Das aber impliziert einen Ausschluß all derjenigen bedürftigen Schulkinder, deren Bedürftigkeit bzw. die eines Elternteils erst in den Verlauf eines Schuljahres fällt. Dies wie auch die Höhe der Schulbeihilfe machen deutlich, daß es von vorneherein gar nicht um eine bedarfdeckende Hilfe ging.
Fazit I
Sowohl die Benachteiligung von SGB II-Bedürftigen gegenüber SGB XII-Bedürftigen als auch die Benachteiligung von Bedürftigen zu Beginn des Schuljahres gegenüber Bedürftigen, die erst im Laufe des Schuljahres bedürftig werden, stellt bei gleicher Sachlage, nämlich Bedürftigkeit und Schulbesuch, eine vom Grundgesetz nicht mehr gedeckte willkürliche Ungleichbehandlung gleicher Personengruppen dar.
Das Gleiche gilt für die Beschränkung auf den Abschluß der 10. Klasse. Sicher, viele Schulgesetze der Bundesländer schreiben als Pflichtschulzeit nur 9 Schuljahre fest. Im Niedersächsischen Schulgesetz heißt es aber: „Die Schulpflicht endet grundsätzlich zwölf Jahre nach ihrem Beginn“ (§ 65 Abs. 1 NSchG). Und: „Im Anschluß an den Schulbesuch nach § 66 ist die Schulpflicht im Sekundarbereich II durch den Besuch einer allgemeinbildenden oder einer berufsbildenden Schule zu erfüllen“ (§ 67 Abs. 1 NSchG).

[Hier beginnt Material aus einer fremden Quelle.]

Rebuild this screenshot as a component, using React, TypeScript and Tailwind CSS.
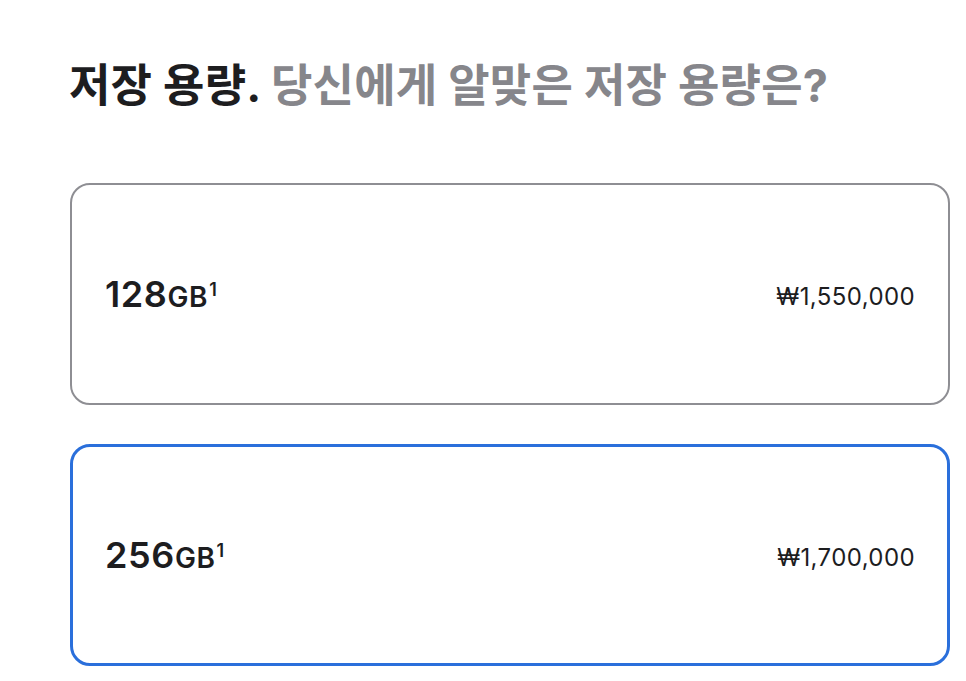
const options = [
  { size: '128', price: '₩1,550,000', selected: false },
  { size: '256', price: '₩1,700,000', selected: true },
];

const font = "font-['Inter','Noto_Sans_CJK_KR',sans-serif]";

export default function App() {
  return (
    <div className={`min-h-screen bg-white pl-[69px] pr-[16px] pt-[58px] ${font}`}>
      <h2 className="text-[45px] font-bold leading-[56px] tracking-[0.2px] text-[#1d1d1f]">
        저장 용량. <span className="text-[#86868b]">당신에게 알맞은 저장 용량은?</span>
      </h2>
      <div className="ml-[1px] mt-[69px] flex w-[880px] flex-col gap-[39px]">
        {options.map((o) => (
          <div
            key={o.size}
            className={
              o.selected
                ? 'flex h-[222px] items-center justify-between rounded-[20px] border-[3px] border-[#2a6fdb] px-[32px]'
                : 'flex h-[222px] items-center justify-between rounded-[20px] border-2 border-[#8e8e93] px-[33px]'
            }
          >
            <div className="flex items-baseline tracking-[0.6px] text-[#1d1d1f]">
              <span className="text-[36px] font-semibold">{o.size}</span>
              <span className="text-[28px] font-semibold">GB</span>
              <span className="self-start pl-[1px] pt-[9px] text-[18px] font-semibold">1</span>
            </div>
            <span className="pt-[6px] text-[24px] tracking-[0.4px] text-[#1d1d1f]">{o.price}</span>
          </div>
        ))}
      </div>
    </div>
  );
}
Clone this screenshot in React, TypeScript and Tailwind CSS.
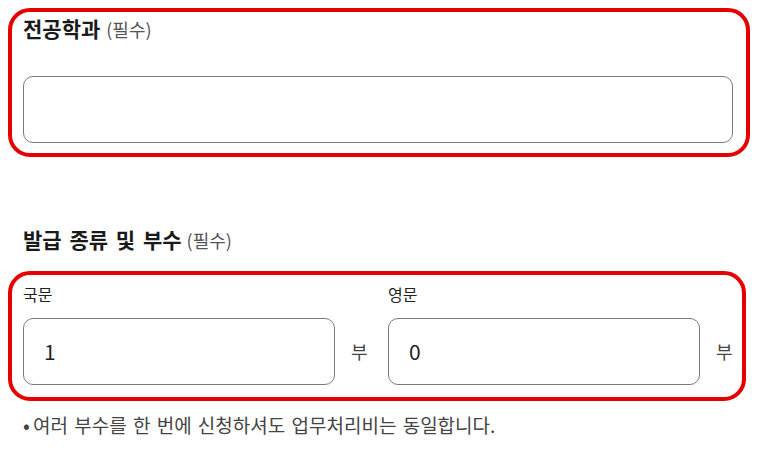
import React from "react";

const font = { fontFamily: '"Noto Sans CJK KR", "Noto Sans", sans-serif' };

function CountField({ label, value }: { label: string; value: string }) {
  return (
    <div className="flex-1 flex flex-col">
      <div className="h-[22px] leading-[22px] text-[16px] text-[#222]">{label}</div>
      <div className="mt-[13px] flex items-center">
        <div className="flex-1 h-[67px] rounded-[10px] border border-[#7a7a7a] bg-white flex items-center pl-[20px] text-[21px] text-[#222]">
          {value}
        </div>
        <span className="ml-[16px] w-[17px] text-[18px] text-[#444]">부</span>
      </div>
    </div>
  );
}

export default function App() {
  return (
    <div className="w-[758px] h-[466px] bg-white px-2 pt-2" style={font}>
      <div className="w-[742px] h-[149px] border-4 border-[#e60000] rounded-[22px] pt-[2px] pl-[11px] pr-[13px]">
        <div className="h-[28px] leading-[28px] flex items-baseline">
          <span className="text-[21px] font-bold text-[#1a1a1a]">전공학과</span>
          <span className="ml-[6px] text-[18px] text-[#555]">(필수)</span>
        </div>
        <div className="mt-[34px] h-[67px] rounded-[10px] border border-[#7a7a7a] bg-white" />
      </div>

      <div className="mt-[68px] ml-[15px] h-[28px] leading-[28px] flex items-baseline">
        <span className="text-[21px] font-bold text-[#1a1a1a] [word-spacing:3px]">발급 종류 및 부수</span>
        <span className="ml-[5px] text-[18px] text-[#555]">(필수)</span>
      </div>

      <div className="mt-[18px] w-[738px] h-[130px] border-4 border-[#e60000] rounded-[22px] pt-[8px] pl-[11px] pr-[9px] flex gap-[20px]">
        <CountField label="국문" value="1" />
        <CountField label="영문" value="0" />
      </div>

      <div className="mt-[10px] ml-[15px] flex items-center text-[19px] text-[#444] leading-[28px]">
        <span className="w-[10px] text-[20px] leading-[28px]">•</span>
        <span className="[word-spacing:2px]">여러 부수를 한 번에 신청하셔도 업무처리비는 동일합니다.</span>
      </div>
    </div>
  );
}
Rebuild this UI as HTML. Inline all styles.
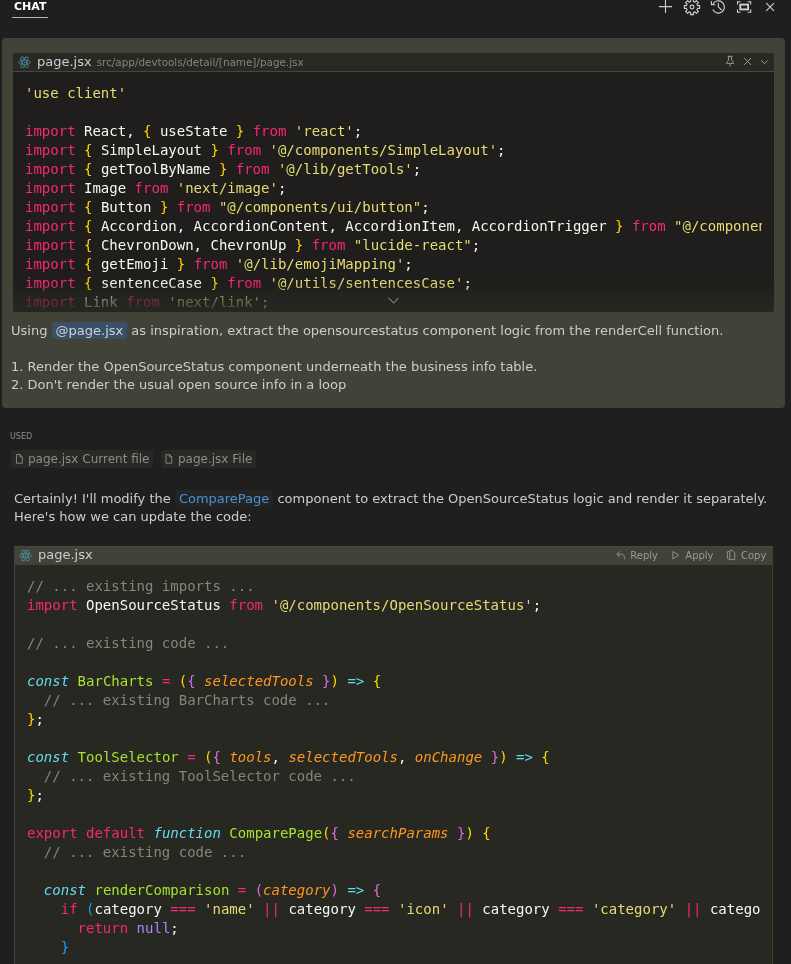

Allein hieraus ergibt sich schon ein Verstoß gegen den Gleichbehandlungsgrundsatz des Art. 3 GG. Eine Begrenzung auf die ersten 10 Schuljahre ist nicht einsichtig begründbar und verletzt damit das Willkürverbot.
Daß „Hartz IV“-Kinder kein Abitur machen sollen, paßt zwar in die sozialrassistische Ideologie derjenigen Regierungsparteien, die ständig von den Leistungsträgern dieser Gesellschaft faseln, womit diejenigen gemeint sind, die am internationalen Roulettetisch jüngst mehrere hundert Milliarden Euro in den Sand gesetzt haben, aber es gibt noch (!) einen Rechtsstaat.
Fazit II
Wegen der im Wortlaut eindeutigen Vorgaben kann die Rechtsprechung beim § 24a SGB II auch keine verfassungskonforme Umdeutung wegen Verletzung des Gleichbehandlungsgrundsatzes nach Art. 3 GG hin zu einer monatlich anteiligen Schulbeihilfe vornehmen. Hier hilt nur das Durchklagen bis zum Bundesverfassungsgericht.